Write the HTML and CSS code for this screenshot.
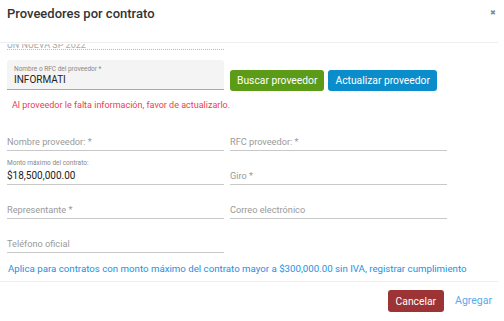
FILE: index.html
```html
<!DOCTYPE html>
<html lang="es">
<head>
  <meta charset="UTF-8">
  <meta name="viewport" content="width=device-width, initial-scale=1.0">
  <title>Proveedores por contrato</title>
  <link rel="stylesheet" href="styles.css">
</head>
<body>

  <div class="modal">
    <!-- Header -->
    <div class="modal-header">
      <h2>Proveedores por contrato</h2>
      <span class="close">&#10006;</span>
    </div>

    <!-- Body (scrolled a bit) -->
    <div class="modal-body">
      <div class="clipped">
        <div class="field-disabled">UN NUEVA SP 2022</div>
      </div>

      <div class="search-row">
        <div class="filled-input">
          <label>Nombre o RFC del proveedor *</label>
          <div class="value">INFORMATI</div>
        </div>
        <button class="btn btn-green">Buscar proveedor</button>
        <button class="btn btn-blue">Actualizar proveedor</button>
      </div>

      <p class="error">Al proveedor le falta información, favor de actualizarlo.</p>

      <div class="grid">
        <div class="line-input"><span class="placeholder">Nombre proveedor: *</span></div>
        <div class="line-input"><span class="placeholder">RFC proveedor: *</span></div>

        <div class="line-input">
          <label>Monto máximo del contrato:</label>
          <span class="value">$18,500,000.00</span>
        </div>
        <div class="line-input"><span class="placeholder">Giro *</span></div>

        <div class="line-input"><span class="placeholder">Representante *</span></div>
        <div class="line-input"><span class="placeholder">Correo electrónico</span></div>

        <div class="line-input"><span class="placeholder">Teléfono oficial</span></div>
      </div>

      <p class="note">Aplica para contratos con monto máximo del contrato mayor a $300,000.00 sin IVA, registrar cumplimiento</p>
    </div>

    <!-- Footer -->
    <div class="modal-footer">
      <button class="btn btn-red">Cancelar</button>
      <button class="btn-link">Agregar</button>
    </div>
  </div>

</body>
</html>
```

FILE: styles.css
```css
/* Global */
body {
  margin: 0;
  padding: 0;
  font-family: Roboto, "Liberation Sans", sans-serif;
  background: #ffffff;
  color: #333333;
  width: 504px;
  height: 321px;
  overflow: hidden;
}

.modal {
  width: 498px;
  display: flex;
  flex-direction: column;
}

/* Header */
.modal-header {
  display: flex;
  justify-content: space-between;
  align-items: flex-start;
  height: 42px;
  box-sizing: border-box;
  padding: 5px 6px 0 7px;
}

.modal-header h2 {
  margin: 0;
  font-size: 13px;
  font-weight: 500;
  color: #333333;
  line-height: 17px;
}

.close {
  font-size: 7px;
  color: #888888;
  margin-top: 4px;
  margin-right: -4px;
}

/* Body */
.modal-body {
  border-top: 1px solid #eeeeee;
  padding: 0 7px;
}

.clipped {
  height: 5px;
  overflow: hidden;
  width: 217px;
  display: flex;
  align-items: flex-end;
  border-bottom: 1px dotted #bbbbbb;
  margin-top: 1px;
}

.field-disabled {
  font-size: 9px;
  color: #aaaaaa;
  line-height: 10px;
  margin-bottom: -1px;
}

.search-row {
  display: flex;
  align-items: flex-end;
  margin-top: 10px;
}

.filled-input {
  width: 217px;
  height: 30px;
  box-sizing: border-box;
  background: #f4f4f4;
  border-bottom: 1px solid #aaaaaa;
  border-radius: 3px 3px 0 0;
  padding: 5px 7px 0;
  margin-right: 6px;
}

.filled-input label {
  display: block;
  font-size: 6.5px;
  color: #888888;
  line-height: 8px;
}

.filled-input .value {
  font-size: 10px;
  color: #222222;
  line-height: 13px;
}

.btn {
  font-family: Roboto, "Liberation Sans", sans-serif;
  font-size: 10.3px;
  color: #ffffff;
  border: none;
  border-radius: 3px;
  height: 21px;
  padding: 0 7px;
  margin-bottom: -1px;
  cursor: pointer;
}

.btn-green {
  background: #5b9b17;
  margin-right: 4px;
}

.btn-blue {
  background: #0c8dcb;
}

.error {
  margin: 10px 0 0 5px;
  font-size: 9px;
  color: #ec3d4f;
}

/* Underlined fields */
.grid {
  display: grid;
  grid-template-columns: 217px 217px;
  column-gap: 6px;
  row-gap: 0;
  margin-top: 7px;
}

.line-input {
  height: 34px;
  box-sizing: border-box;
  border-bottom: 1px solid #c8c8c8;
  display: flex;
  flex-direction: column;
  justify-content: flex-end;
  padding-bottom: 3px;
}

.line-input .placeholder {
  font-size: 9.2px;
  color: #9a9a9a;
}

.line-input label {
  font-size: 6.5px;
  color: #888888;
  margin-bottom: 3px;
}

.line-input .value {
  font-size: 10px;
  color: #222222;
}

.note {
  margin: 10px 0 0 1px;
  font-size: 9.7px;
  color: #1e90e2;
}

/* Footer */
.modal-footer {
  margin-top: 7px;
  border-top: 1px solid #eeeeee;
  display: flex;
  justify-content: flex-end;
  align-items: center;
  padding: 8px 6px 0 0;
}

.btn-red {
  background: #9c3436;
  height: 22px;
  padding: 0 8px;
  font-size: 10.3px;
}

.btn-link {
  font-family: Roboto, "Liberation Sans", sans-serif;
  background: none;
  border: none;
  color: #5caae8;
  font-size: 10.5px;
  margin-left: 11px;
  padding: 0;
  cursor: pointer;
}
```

Exercise description =>
The listing above must be printed again exactly, minus its pictures.

Task response =>
Write the HTML and CSS code for this screenshot.
FILE: index.html
```html
<!DOCTYPE html>
<html lang="es">
<head>
  <meta charset="UTF-8">
  <meta name="viewport" content="width=device-width, initial-scale=1.0">
  <title>Proveedores por contrato</title>
  <link rel="stylesheet" href="styles.css">
</head>
<body>

  <div class="modal">
    <!-- Header -->
    <div class="modal-header">
      <h2>Proveedores por contrato</h2>
      <span class="close">&#10006;</span>
    </div>

    <!-- Body (scrolled a bit) -->
    <div class="modal-body">
      <div class="clipped">
        <div class="field-disabled">UN NUEVA SP 2022</div>
      </div>

      <div class="search-row">
        <div class="filled-input">
          <label>Nombre o RFC del proveedor *</label>
          <div class="value">INFORMATI</div>
        </div>
        <button class="btn btn-green">Buscar proveedor</button>
        <button class="btn btn-blue">Actualizar proveedor</button>
      </div>

      <p class="error">Al proveedor le falta información, favor de actualizarlo.</p>

      <div class="grid">
        <div class="line-input"><span class="placeholder">Nombre proveedor: *</span></div>
        <div class="line-input"><span class="placeholder">RFC proveedor: *</span></div>

        <div class="line-input">
          <label>Monto máximo del contrato:</label>
          <span class="value">$18,500,000.00</span>
        </div>
        <div class="line-input"><span class="placeholder">Giro *</span></div>

        <div class="line-input"><span class="placeholder">Representante *</span></div>
        <div class="line-input"><span class="placeholder">Correo electrónico</span></div>

        <div class="line-input"><span class="placeholder">Teléfono oficial</span></div>
      </div>

      <p class="note">Aplica para contratos con monto máximo del contrato mayor a $300,000.00 sin IVA, registrar cumplimiento</p>
    </div>

    <!-- Footer -->
    <div class="modal-footer">
      <button class="btn btn-red">Cancelar</button>
      <button class="btn-link">Agregar</button>
    </div>
  </div>

</body>
</html>
```

FILE: styles.css
```css
/* Global */
body {
  margin: 0;
  padding: 0;
  font-family: Roboto, "Liberation Sans", sans-serif;
  background: #ffffff;
  color: #333333;
  width: 504px;
  height: 321px;
  overflow: hidden;
}

.modal {
  width: 498px;
  display: flex;
  flex-direction: column;
}

/* Header */
.modal-header {
  display: flex;
  justify-content: space-between;
  align-items: flex-start;
  height: 42px;
  box-sizing: border-box;
  padding: 5px 6px 0 7px;
}

.modal-header h2 {
  margin: 0;
  font-size: 13px;
  font-weight: 500;
  color: #333333;
  line-height: 17px;
}

.close {
  font-size: 7px;
  color: #888888;
  margin-top: 4px;
  margin-right: -4px;
}

/* Body */
.modal-body {
  border-top: 1px solid #eeeeee;
  padding: 0 7px;
}

.clipped {
  height: 5px;
  overflow: hidden;
  width: 217px;
  display: flex;
  align-items: flex-end;
  border-bottom: 1px dotted #bbbbbb;
  margin-top: 1px;
}

.field-disabled {
  font-size: 9px;
  color: #aaaaaa;
  line-height: 10px;
  margin-bottom: -1px;
}

.search-row {
  display: flex;
  align-items: flex-end;
  margin-top: 10px;
}

.filled-input {
  width: 217px;
  height: 30px;
  box-sizing: border-box;
  background: #f4f4f4;
  border-bottom: 1px solid #aaaaaa;
  border-radius: 3px 3px 0 0;
  padding: 5px 7px 0;
  margin-right: 6px;
}

.filled-input label {
  display: block;
  font-size: 6.5px;
  color: #888888;
  line-height: 8px;
}

.filled-input .value {
  font-size: 10px;
  color: #222222;
  line-height: 13px;
}

.btn {
  font-family: Roboto, "Liberation Sans", sans-serif;
  font-size: 10.3px;
  color: #ffffff;
  border: none;
  border-radius: 3px;
  height: 21px;
  padding: 0 7px;
  margin-bottom: -1px;
  cursor: pointer;
}

.btn-green {
  background: #5b9b17;
  margin-right: 4px;
}

.btn-blue {
  background: #0c8dcb;
}

.error {
  margin: 10px 0 0 5px;
  font-size: 9px;
  color: #ec3d4f;
}

/* Underlined fields */
.grid {
  display: grid;
  grid-template-columns: 217px 217px;
  column-gap: 6px;
  row-gap: 0;
  margin-top: 7px;
}

.line-input {
  height: 34px;
  box-sizing: border-box;
  border-bottom: 1px solid #c8c8c8;
  display: flex;
  flex-direction: column;
  justify-content: flex-end;
  padding-bottom: 3px;
}

.line-input .placeholder {
  font-size: 9.2px;
  color: #9a9a9a;
}

.line-input label {
  font-size: 6.5px;
  color: #888888;
  margin-bottom: 3px;
}

.line-input .value {
  font-size: 10px;
  color: #222222;
}

.note {
  margin: 10px 0 0 1px;
  font-size: 9.7px;
  color: #1e90e2;
}

/* Footer */
.modal-footer {
  margin-top: 7px;
  border-top: 1px solid #eeeeee;
  display: flex;
  justify-content: flex-end;
  align-items: center;
  padding: 8px 6px 0 0;
}

.btn-red {
  background: #9c3436;
  height: 22px;
  padding: 0 8px;
  font-size: 10.3px;
}

.btn-link {
  font-family: Roboto, "Liberation Sans", sans-serif;
  background: none;
  border: none;
  color: #5caae8;
  font-size: 10.5px;
  margin-left: 11px;
  padding: 0;
  cursor: pointer;
}
```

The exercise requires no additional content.